From the Project to the Leadership Career Path

Source: pixabay.com, geralt

"Every challenge in due course," says Armin von Kalkstein. It’s good that he has the choice at Roche and can change career paths without any problems. Thus, you cannot get bored, even after 25 years with the company.


Armin von Kalkstein studied Chemical Technology at the Technical University in Dortmund and has been working at Roche since 1990, first in projects, now as the Head of the Construction and Building Technology Department in Mannheim.

Mr. von Kalkstein, why did you decide upon the project career path at the start of your career?

As a young engineer, I knew at any rate what I did not want – and that was to work as an expert, so the expert career path was not an option. A generalist, less detail-loving activity seemed much more attractive. Thus, a job announcement as a Project Management Assistant caught my attention.

How did it go on?

After about two and a half years, I took over the leadership for my first project, which was a project of about a 100-million euros: I implemented a new logistics center at the Mannheim site. After a stint in the area of project management consulting for R&D diagnostics projects, further engineering projects followed: At our site in Penzberg, I planned a new laboratory building, back in Mannheim I led, among other things, a new construction project for the "needle-free injection" project in Pharma Sterile Production. This NFI technology was unique and innovative. The parallel development of the products and the production machines, hence simultaneous engineering, was a challenge for everyone involved. In addition, I had the overall project management for a Diabetes Care project. The speed of implementation as well as the high proportion of further development of the product made it altogether one of my most fascinating projects next to the NFI project. Then the point was reached when the projects could not get any higher or bigger at the project level. So I wanted to take the next step…

… and then you changed to a leadership position?

Yes. Although I had already led teams functionally as a project leader, I was not responsible for hiring and employee development. A disciplinary leadership role was the next logical step. So I changed to the position of Head of the Construction and Building Technology Department, which I hold today.

Which tasks does your department have?

We are responsible for the planning and realization of new buildings and conversions at the Mannheim site. My employees are out of various engineering disciplines, for example architecture, technical building services, electrical engineering and building automation. However, we sometimes also work together with external planning offices. One of my tasks is to develop and encourage employees who work on the individual projects.

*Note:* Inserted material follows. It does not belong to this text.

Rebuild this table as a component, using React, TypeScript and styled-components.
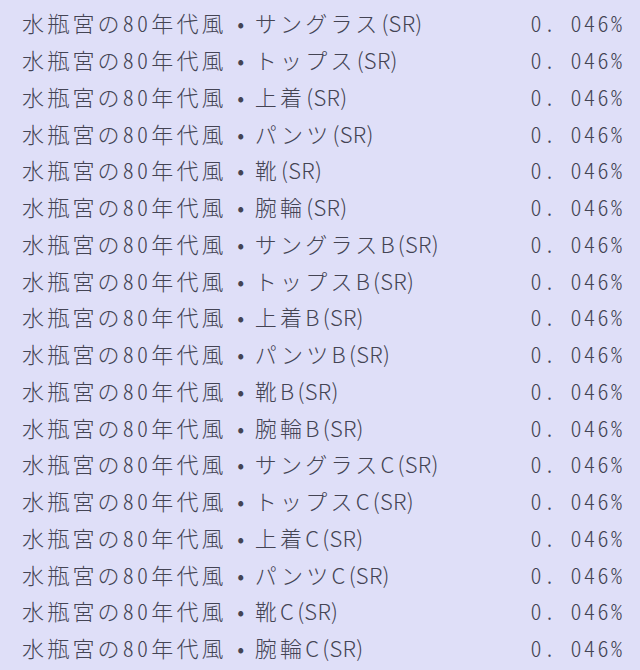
import * as React from 'react';
import styled, { createGlobalStyle } from 'styled-components';

const GlobalStyle = createGlobalStyle`
    html, body {
        margin: 0;
        padding: 0;
        background: #dfdff8;
    }
`;

const List = styled.div`
    width: 640px;
    height: 670px;
    box-sizing: border-box;
    padding: 4px 18px 0 22px;
    background: #dfdff8;
    color: #444454;
    font-family: 'Noto Sans CJK JP', 'Noto Sans', sans-serif;
    font-size: 22px;
    font-weight: 300;
    font-feature-settings: 'hwid';
    letter-spacing: 3.2px;
    overflow: hidden;
`;

const Row = styled.div`
    display: flex;
    justify-content: space-between;
    align-items: center;
    height: 36.76px;
    white-space: nowrap;
`;

const Name = styled.span`
    display: flex;
    align-items: center;
`;

const Dot = styled.span`
    display: inline-block;
    width: 28px;
    text-align: center;
    letter-spacing: 0;
`;

// rarity tag and the B / C letters are set proportional, tighter
const Latin = styled.span<{ $gap?: number }>`
    font-feature-settings: normal;
    letter-spacing: 0.3px;
    margin-left: ${(p) => p.$gap ?? 0}px;
`;

const Rate = styled.span`
    letter-spacing: 2.5px;
    margin-right: -2.5px;
`;

const Point = styled.span`
    margin-right: 13px;
`;

const parts = ['サングラス', 'トップス', '上着', 'パンツ', '靴', '腕輪'];
const suffixes = ['', 'B', 'C'];

const items = suffixes.flatMap((s) => parts.map((p) => ({ part: p, suffix: s })));

const App = () => (
    <>
        <GlobalStyle />
        <List>
            {items.map((item) => (
                <Row key={item.part + item.suffix}>
                    <Name>
                        水瓶宮の80年代風<Dot>•</Dot>
                        {item.part}
                        {item.suffix && <Latin>{item.suffix}</Latin>}
                        <Latin $gap={item.suffix ? 3 : 1}>(SR)</Latin>
                    </Name>
                    <Rate>
                        0<Point>.</Point>046%
                    </Rate>
                </Row>
            ))}
        </List>
    </>
);

export default App;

Have you never considered changing companies?

That was never necessary. In the 15 years, during which I implemented projects, I always had changing challenges and was working with new, interesting people. Even if I had to build the same building again today, it would have been a completely different project because of the different composition of the team. And now in my leadership position, I greatly appreciate having every opportunity to develop my employees: at the site, I can take advantage of an enormous number of training opportunities or arrange to deploy the employees to another site – even internationally – if they so desire. If an employee tells me he would like to work in China, then I will call one of my colleagues there and try to find a solution. So far, I have always been able to implement the requests of my employees. These opportunities are of course also available for me, if my work as the Head of the Construction and Building Technology Department, contrary to my expectations, ever becomes boring.

In what way did you have to readjust yourself during your change to the leadership career path?

The biggest difference is that a project is unique and has a beginning and an end. My current leadership role is meant to be more long-dated: I set myself strategic goals and further develop the organization long-dated. Both is very interesting, but, as I mentioned, each in due course. If you´re doing one thing for too long, you´re treading water.

What do you advise young engineers who are not sure which of the career paths they want to take?

It is important getting insights already during your studies. Serve internships and ensure that you get to know many different departments during these internships. If you are still not sure, the process of elimination is often helpful: Ask yourself what you do not want to do under any circumstances. If you are open for everything or still indecisive, I recommend, first entering an expert career path and then adding project work bit for bit to get a feeling for what you enjoy the most. Then you can – at least at Roche – still change career paths. You can also decide right from the beginning to join a trainee program, during which you will anyway pass through many different departments.